When you make it a habit and practice it long enough, you learn to get accustomed to it. It wouldn’t seem so strange anymore and you gradually normalize it – putting yourself first.
4. You’re the only one who will always be by your side
Remember that you are the only one who is completely and directly under your own influence. You can try as much as you want, but you cannot, for sure, determine the actions of another person.
You can try to persuade them, you can try to influence them, but in the end, they will only end up doing what they want. But that isn’t the case with respect to your own actions.
When you wish for something and truly intend for something to happen, you can get it done. You are the one who can get your intentions transformed into results.
You cannot always be certain about how people will act. Hence, you cannot expect others to be there for you. Make it a point to be there for yourself.

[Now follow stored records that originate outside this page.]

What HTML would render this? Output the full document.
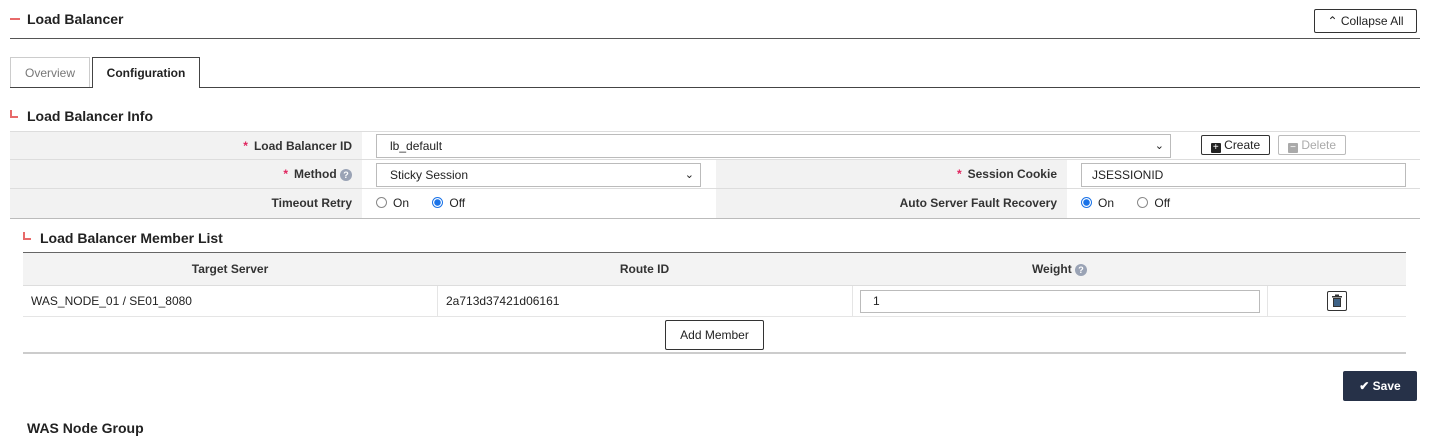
<!DOCTYPE html>
<html><head><meta charset="utf-8"><style>
*{box-sizing:border-box;margin:0;padding:0}
body{width:1446px;height:426px;overflow:hidden;background:#fff;font-family:"Liberation Sans",sans-serif;font-size:12px;color:#222;position:relative}
.a{position:absolute}
.b{font-weight:bold}
.lbl{background:#f2f2f2;text-align:right;font-weight:bold;padding-right:10px;line-height:28px;color:#333}
.req{color:#e0245e;margin-right:6px}
.q{display:inline-block;width:12px;height:12px;border-radius:50%;background:#9aa3b5;color:#fff;font-size:9px;line-height:12px;text-align:center;vertical-align:middle}
.radio{display:inline-block;width:11px;height:11px;border:1px solid #888;border-radius:50%;vertical-align:-1px;margin-right:6px;background:#fff}
.radio.on{border:1px solid #1a73e8;background:radial-gradient(circle,#1a73e8 0 3px,#fff 3.5px)}
.btn{border:1px solid #333;border-radius:2px;background:#fff;text-align:center}
</style></head><body>
<div class="a" style="left:10px;top:18px;width:10px;height:2px;background:#e86a6a"></div>
<div class="a b" style="left:27px;top:11px;font-size:14px;color:#222">Load Balancer</div>
<div class="a btn" style="left:1314px;top:9px;width:103px;height:24px;line-height:22px;font-size:12px">⌃ Collapse All</div>
<div class="a" style="left:10px;top:38px;width:1410px;height:1px;background:#555"></div>

<div class="a" style="left:10px;top:57px;width:80px;height:30px;border:1px solid #ccc;border-bottom:none;color:#777;text-align:center;line-height:30px">Overview</div>
<div class="a b" style="left:92px;top:57px;width:108px;height:31px;border:1px solid #444;border-bottom:none;background:#fff;text-align:center;line-height:30px;z-index:2">Configuration</div>
<div class="a" style="left:10px;top:87px;width:1410px;height:1px;background:#444"></div>

<div class="a" style="left:10px;top:110px;width:2px;height:8px;background:#e86a6a"></div>
<div class="a" style="left:10px;top:116px;width:8px;height:2px;background:#e86a6a"></div>
<div class="a b" style="left:27px;top:108px;font-size:14px">Load Balancer Info</div>

<div class="a" style="left:10px;top:131px;width:1410px;height:1px;background:#ddd"></div>
<div class="a lbl" style="left:10px;top:132px;width:352px;height:27px"><span class="req">*</span>Load Balancer ID</div>
<div class="a" style="left:376px;top:134px;width:795px;height:24px;border:1px solid #bbb;line-height:22px;padding-left:13px">lb_default<span style="position:absolute;right:6px;top:0;font-size:11px">⌄</span></div>
<div class="a btn" style="left:1201px;top:135px;width:69px;height:20px;line-height:18px"><span style="display:inline-block;width:10px;height:10px;background:#222;color:#fff;font-size:10px;line-height:10px;vertical-align:-1px;border-radius:1px">+</span> Create</div>
<div class="a btn" style="left:1278px;top:135px;width:68px;height:20px;line-height:18px;border-color:#bbb;color:#aaa"><span style="display:inline-block;width:10px;height:10px;background:#aaa;color:#fff;font-size:10px;line-height:9px;vertical-align:-1px;border-radius:1px">−</span> Delete</div>
<div class="a" style="left:10px;top:159px;width:1410px;height:1px;background:#ddd"></div>

<div class="a lbl" style="left:10px;top:160px;width:352px;height:28px"><span class="req">*</span>Method <span class="q">?</span></div>
<div class="a" style="left:376px;top:163px;width:325px;height:24px;border:1px solid #bbb;line-height:22px;padding-left:13px">Sticky Session<span style="position:absolute;right:6px;top:0;font-size:11px">⌄</span></div>
<div class="a lbl" style="left:716px;top:160px;width:351px;height:28px"><span class="req">*</span>Session Cookie</div>
<div class="a" style="left:1081px;top:163px;width:325px;height:24px;border:1px solid #bbb;line-height:22px;padding-left:10px">JSESSIONID</div>
<div class="a" style="left:10px;top:188px;width:1410px;height:1px;background:#ddd"></div>

<div class="a lbl" style="left:10px;top:189px;width:352px;height:29px">Timeout Retry</div>
<div class="a" style="left:376px;top:189px;line-height:29px"><span class="radio"></span>On&nbsp;&nbsp;&nbsp;&nbsp;&nbsp;&nbsp;&nbsp;<span class="radio on"></span>Off</div>
<div class="a lbl" style="left:716px;top:189px;width:351px;height:29px">Auto Server Fault Recovery</div>
<div class="a" style="left:1081px;top:189px;line-height:29px"><span class="radio on"></span>On&nbsp;&nbsp;&nbsp;&nbsp;&nbsp;&nbsp;&nbsp;<span class="radio"></span>Off</div>
<div class="a" style="left:10px;top:218px;width:1410px;height:1px;background:#bbb"></div>

<div class="a" style="left:23px;top:232px;width:2px;height:8px;background:#e86a6a"></div>
<div class="a" style="left:23px;top:238px;width:8px;height:2px;background:#e86a6a"></div>
<div class="a b" style="left:40px;top:230px;font-size:14px">Load Balancer Member List</div>

<div class="a" style="left:23px;top:252px;width:1383px;height:1px;background:#666"></div>
<div class="a b" style="left:23px;top:253px;width:1383px;height:32px;background:#f3f3f3;line-height:32px;color:#333">
<span class="a" style="left:0;width:414px;text-align:center">Target Server</span>
<span class="a" style="left:414px;width:415px;text-align:center">Route ID</span>
<span class="a" style="left:829px;width:415px;text-align:center">Weight <span class="q">?</span></span>
</div>
<div class="a" style="left:23px;top:285px;width:1383px;height:1px;background:#ddd"></div>
<div class="a" style="left:31px;top:286px;line-height:30px">WAS_NODE_01 / SE01_8080</div>
<div class="a" style="left:437px;top:286px;width:1px;height:30px;background:#e5e5e5"></div>
<div class="a" style="left:446px;top:286px;line-height:30px">2a713d37421d06161</div>
<div class="a" style="left:852px;top:286px;width:1px;height:30px;background:#e5e5e5"></div>
<div class="a" style="left:860px;top:290px;width:400px;height:23px;border:1px solid #bbb;line-height:21px;padding-left:12px">1</div>
<div class="a" style="left:1267px;top:286px;width:1px;height:30px;background:#e5e5e5"></div>
<div class="a" style="left:1327px;top:291px;width:20px;height:20px;border:1px solid #333;border-radius:2px">
<svg width="18" height="18" viewBox="0 0 18 18"><rect x="4" y="4" width="10" height="1.5" fill="#333"/><rect x="7" y="2.5" width="4" height="1.5" fill="#333"/><rect x="5" y="6" width="8" height="9" fill="#333"/><rect x="6.5" y="7" width="1" height="7" fill="#4a90d9"/><rect x="8.5" y="7" width="1" height="7" fill="#4a90d9"/><rect x="10.5" y="7" width="1" height="7" fill="#4a90d9"/></svg></div>
<div class="a" style="left:23px;top:316px;width:1383px;height:1px;background:#e5e5e5"></div>
<div class="a btn" style="left:665px;top:320px;width:99px;height:30px;line-height:28px">Add Member</div>
<div class="a" style="left:23px;top:352px;width:1383px;height:2px;background:#ccc"></div>

<div class="a b" style="left:1343px;top:371px;width:74px;height:30px;background:#263148;border-radius:2px;color:#fff;line-height:30px;text-align:center">✔ Save</div>
<div class="a b" style="left:27px;top:420px;font-size:14px">WAS Node Group</div>
</body></html>
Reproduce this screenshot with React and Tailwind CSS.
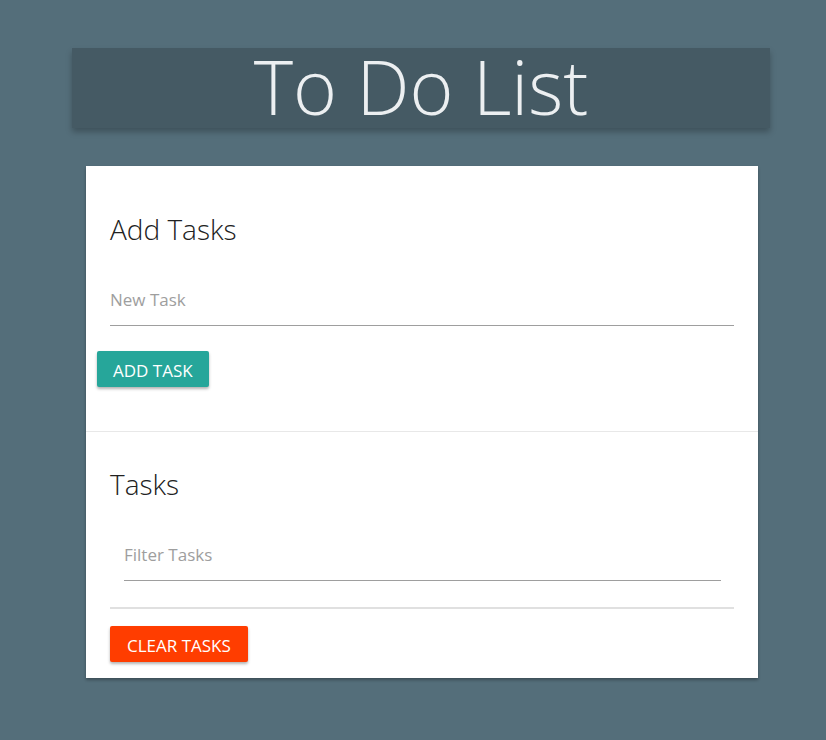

Friends, family, and loved ones will, for sure, be there too, but at a more profound level, you are your one true companion. Remember to stand up for yourself when required.
5. Self-care isn’t selfish
When you engage in self-care activities, remember that it is not selfish. It is a highly worthy investment that you make and it will pay off. These activities can be anything that makes you happy and lights up your day. It can be meditation, it can be cooking, or maybe even taking a walk on your street.
The best thing about self-care practices is that they heal you and make you feel better about yourself on multiple levels. Your mood lightens up and you feel powerful.
When you work on yourself, it shows that you are there to take care of yourself. Again, it promotes self-worth and independence, and putting yourself first this way shouldn’t make you feel guilty.
6. By putting yourself first, you show immense respect for yourself
When you constantly put yourself first, you become stronger. When you put your needs above others when required, your respect for yourself grows vastly and it will portray that you expect the same from others.
Others will start to feel all the more compelled to never disrespect you, even by mistake. They become inclined to respect you and treat you with the dignity that you deserve.
When you fail to put your needs above others and simply get used to giving in to those of others, you don’t emanate this energy yourself. Hence, you cannot be surprised, then, when people do not give you the respect that they don’t see you giving yourself.
Guilt is often looked at as a negative emotion. But I would like to look at guilt in a rather positive light. The fact that you feel guilty about something, like in our case, when you think of putting your own interest over that of others only means your moral compass within is working right.
Feeling guilty reminds you that even if you feel you have done something irretrievably wicked, you inherently feel bad about it. This reflects the difference between who you think you are as a person and who you are as a person. You feel bad about it and perhaps won’t do that again.
Yet, safeguarding your own interests shouldn’t be one of those things. It should not be something you feel bad about and completely stop doing. Because putting yourself first is something you have to practice unapologetically.
It is okay, if, despite it all, you still can’t help but feel guilty about putting yourself first and standing up for yourself. It may only mean that you care too much about the people around you, about the people you love.
It denotes how selfless you can be. But, that is no reason for you to keep looking over your needs to take care of others because that is not at all healthy. Be patient as you make your way through this journey and keep trying deliberately to put yourself first. Caring for yourself is not selfish, because if you don’t who will?